> [Short exercise]
Extract the lines from the start through the line that holds "h-[750px] w-[422px] overflow-hidden", both included, omitting all images.

──────────

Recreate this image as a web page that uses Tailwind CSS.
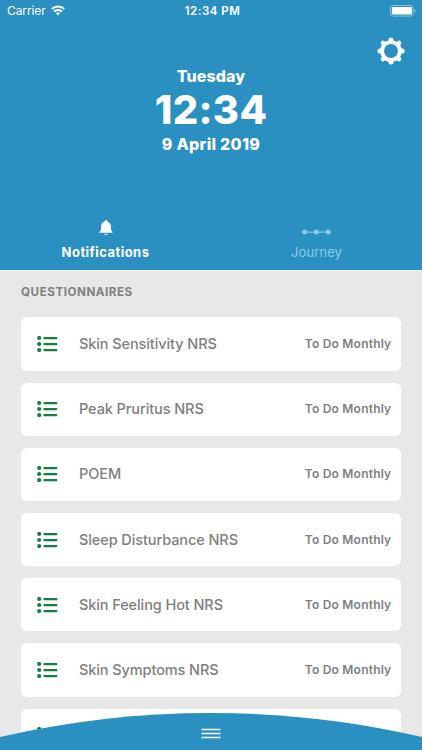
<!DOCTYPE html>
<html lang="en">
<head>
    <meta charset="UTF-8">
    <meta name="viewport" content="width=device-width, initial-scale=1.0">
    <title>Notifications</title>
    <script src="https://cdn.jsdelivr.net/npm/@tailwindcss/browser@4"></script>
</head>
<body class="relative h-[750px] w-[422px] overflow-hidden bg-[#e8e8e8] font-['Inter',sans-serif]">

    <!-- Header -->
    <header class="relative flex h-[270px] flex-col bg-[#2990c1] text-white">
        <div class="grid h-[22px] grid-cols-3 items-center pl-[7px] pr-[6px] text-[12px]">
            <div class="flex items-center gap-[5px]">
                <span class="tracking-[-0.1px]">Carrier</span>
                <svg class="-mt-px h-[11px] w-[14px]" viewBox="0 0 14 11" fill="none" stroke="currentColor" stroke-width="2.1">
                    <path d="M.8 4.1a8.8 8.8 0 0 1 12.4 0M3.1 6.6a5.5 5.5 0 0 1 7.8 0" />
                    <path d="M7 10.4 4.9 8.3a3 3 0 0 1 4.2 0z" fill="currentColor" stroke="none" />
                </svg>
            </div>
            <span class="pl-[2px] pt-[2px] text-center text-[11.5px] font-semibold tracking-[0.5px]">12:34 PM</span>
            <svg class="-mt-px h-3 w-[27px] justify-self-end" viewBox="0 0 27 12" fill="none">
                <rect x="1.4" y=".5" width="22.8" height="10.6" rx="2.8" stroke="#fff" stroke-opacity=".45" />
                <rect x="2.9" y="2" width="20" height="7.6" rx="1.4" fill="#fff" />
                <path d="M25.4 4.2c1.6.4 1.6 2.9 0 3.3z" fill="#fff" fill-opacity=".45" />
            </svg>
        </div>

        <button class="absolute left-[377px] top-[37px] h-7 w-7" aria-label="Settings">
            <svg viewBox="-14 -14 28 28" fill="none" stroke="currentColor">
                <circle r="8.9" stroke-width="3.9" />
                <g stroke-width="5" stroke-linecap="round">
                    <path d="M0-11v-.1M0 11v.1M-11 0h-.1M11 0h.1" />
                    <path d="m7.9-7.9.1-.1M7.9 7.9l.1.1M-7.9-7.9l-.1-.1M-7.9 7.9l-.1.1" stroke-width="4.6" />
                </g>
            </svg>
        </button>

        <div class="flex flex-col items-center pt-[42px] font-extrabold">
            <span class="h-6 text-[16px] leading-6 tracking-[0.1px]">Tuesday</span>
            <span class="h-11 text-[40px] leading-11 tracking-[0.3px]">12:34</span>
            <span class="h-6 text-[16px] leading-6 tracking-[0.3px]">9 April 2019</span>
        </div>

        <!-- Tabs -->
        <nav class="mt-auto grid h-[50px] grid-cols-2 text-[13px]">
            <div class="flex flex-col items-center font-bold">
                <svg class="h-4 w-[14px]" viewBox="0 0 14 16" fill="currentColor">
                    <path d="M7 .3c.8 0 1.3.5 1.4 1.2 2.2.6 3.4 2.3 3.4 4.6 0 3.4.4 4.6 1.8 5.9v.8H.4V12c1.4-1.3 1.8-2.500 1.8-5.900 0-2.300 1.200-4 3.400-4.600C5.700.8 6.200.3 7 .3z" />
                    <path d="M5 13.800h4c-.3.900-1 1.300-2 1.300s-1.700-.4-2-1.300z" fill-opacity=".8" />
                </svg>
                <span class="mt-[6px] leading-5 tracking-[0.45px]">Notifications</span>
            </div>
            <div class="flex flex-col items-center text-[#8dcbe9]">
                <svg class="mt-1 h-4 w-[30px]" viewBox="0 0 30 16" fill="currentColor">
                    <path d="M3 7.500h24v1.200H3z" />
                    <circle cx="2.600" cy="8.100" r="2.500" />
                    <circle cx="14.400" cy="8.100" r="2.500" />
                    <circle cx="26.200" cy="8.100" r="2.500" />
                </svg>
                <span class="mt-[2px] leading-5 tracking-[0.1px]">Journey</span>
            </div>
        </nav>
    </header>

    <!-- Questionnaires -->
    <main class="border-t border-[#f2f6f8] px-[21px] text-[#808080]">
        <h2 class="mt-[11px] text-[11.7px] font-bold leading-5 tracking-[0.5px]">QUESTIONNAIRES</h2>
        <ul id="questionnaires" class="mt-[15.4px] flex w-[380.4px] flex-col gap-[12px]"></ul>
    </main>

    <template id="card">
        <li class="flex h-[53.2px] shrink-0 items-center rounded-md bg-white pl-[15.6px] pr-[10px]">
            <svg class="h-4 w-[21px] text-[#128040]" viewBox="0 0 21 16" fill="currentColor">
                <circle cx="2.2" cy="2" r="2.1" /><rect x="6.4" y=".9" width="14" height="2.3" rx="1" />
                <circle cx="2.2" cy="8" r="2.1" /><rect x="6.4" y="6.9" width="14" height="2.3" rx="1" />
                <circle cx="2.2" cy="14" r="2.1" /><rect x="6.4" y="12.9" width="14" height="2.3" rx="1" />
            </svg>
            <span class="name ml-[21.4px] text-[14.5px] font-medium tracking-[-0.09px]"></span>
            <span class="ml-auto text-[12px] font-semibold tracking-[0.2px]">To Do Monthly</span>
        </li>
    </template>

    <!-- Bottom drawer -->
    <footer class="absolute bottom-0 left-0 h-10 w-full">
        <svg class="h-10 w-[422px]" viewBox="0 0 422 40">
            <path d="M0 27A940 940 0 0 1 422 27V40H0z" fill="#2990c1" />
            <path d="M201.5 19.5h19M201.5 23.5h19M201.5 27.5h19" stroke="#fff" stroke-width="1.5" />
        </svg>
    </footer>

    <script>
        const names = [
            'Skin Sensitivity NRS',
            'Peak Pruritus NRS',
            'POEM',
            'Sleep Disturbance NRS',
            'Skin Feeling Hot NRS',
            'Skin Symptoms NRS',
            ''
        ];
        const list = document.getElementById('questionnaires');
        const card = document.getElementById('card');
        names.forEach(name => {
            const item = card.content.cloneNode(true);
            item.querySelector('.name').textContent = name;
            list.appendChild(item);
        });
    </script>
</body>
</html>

──────────

> [Correct answer]
Recreate this image as a web page that uses Tailwind CSS.
<!DOCTYPE html>
<html lang="en">
<head>
    <meta charset="UTF-8">
    <meta name="viewport" content="width=device-width, initial-scale=1.0">
    <title>Notifications</title>
    <script src="https://cdn.jsdelivr.net/npm/@tailwindcss/browser@4"></script>
</head>
<body class="relative h-[750px] w-[422px] overflow-hidden bg-[#e8e8e8] font-['Inter',sans-serif]">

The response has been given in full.